A few outliers in the business world have begun to sing the praises of something other than nonstop toil. Last week Jack Ma, founder of the e-commerce titans Alibaba and Taobao, used his swansong as CEO to announcethat “from tomorrow, my career is to enjoy life”.
Some Chinese companies have begun to offer lifestyle concessions to keep employees happy, says Jennifer Feng, chief HR expert at 51job, one of China’s leading recruitment agencies – such as allowing employees to refuse to take phone calls or answer emails for two to three days. Per week? Per month? “A year,” she says: two to three days out of 365.
And although that particular form of indolence known as “working from home” is out of fashion at Yahoo, where Ms Mayer has told staff to work from the office, it is getting its first tentative trials in China. One local government in Shanghai is trying to promote the concept by working with Ctrip, China’s largest, Nasdaq-listed travel agency.
Ctrip told local Chinese news that it had lowered its usual requirements for age and appearance, and focused more on honesty and responsibility when deciding which employees should be allowed to work without coming to the office.
The company’s CEO, James Liang, wrote up Ctrip’s nine-month experiment in home-working with Stanford University professor Nicholas Bloom, concluding that performance increased dramatically and attrition fell sharply – while the company saved about $2,000 per employee per year worked at home.
Half of the 1,000 studied employees stayed in the office as a control group, while the other half donned their telecommuting loungewear. Attrition rates among those in pyjamas were 50 per cent below the white-collar cohort. After the experiment ended, those who chose to continue telecommuting recorded performance that was 22 per cent higher than the work-at-works.

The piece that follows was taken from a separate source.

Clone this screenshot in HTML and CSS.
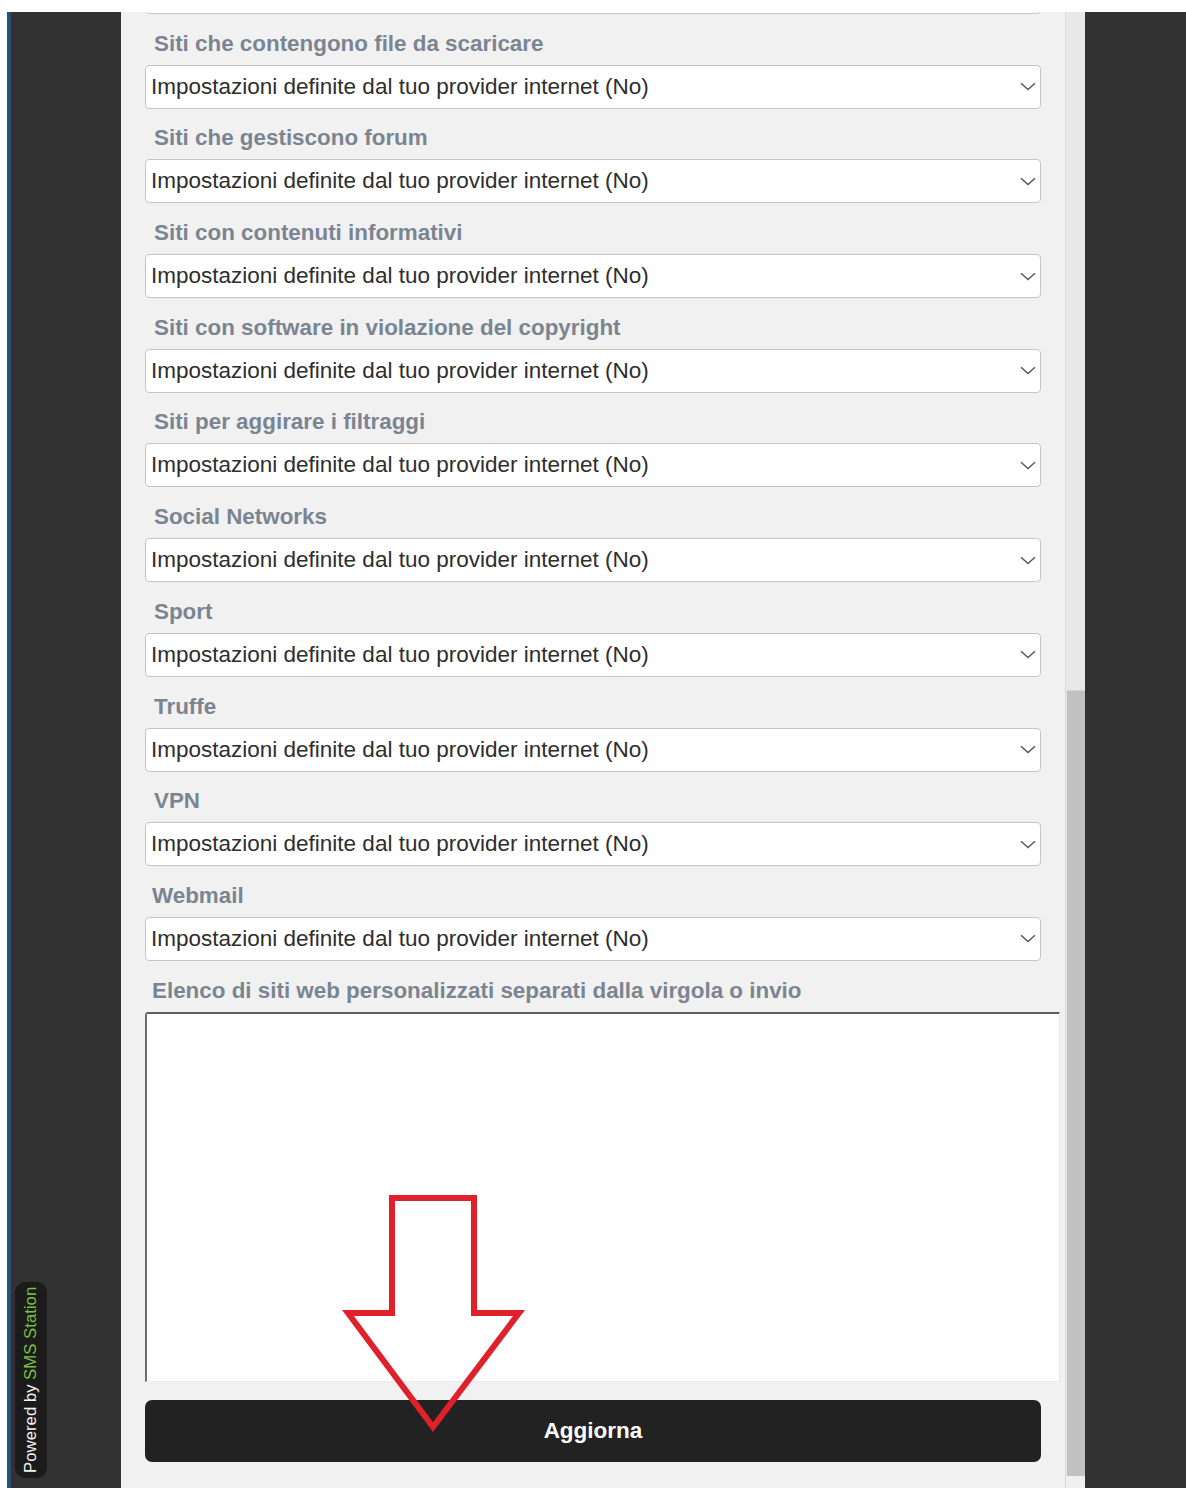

But Ms Feng of 51job says she thinks most Chinese workers and employers do not share Ctrip’s sanguine view of the supposed win-wins of telecommuting. Some Chinese IT companies banned working at home even before Ms Meyer got around to it and others that offered staff the chance to stay home one or two days a month have not found such offers to be that popular, she says.
Most telecommuters found they were working longer, not shorter, hours, says Ms Feng. “If they work at a particular place for particular hours, that gives them a reason to refuse after-work meetings, but when they work at home?.?.?.?they are required to reply to emails within half an hour, attend meetings and distance-learning courses at night,” she says.
At that rate, they might be better off on holiday: at least that way, they get a full two hours to hit the reply button.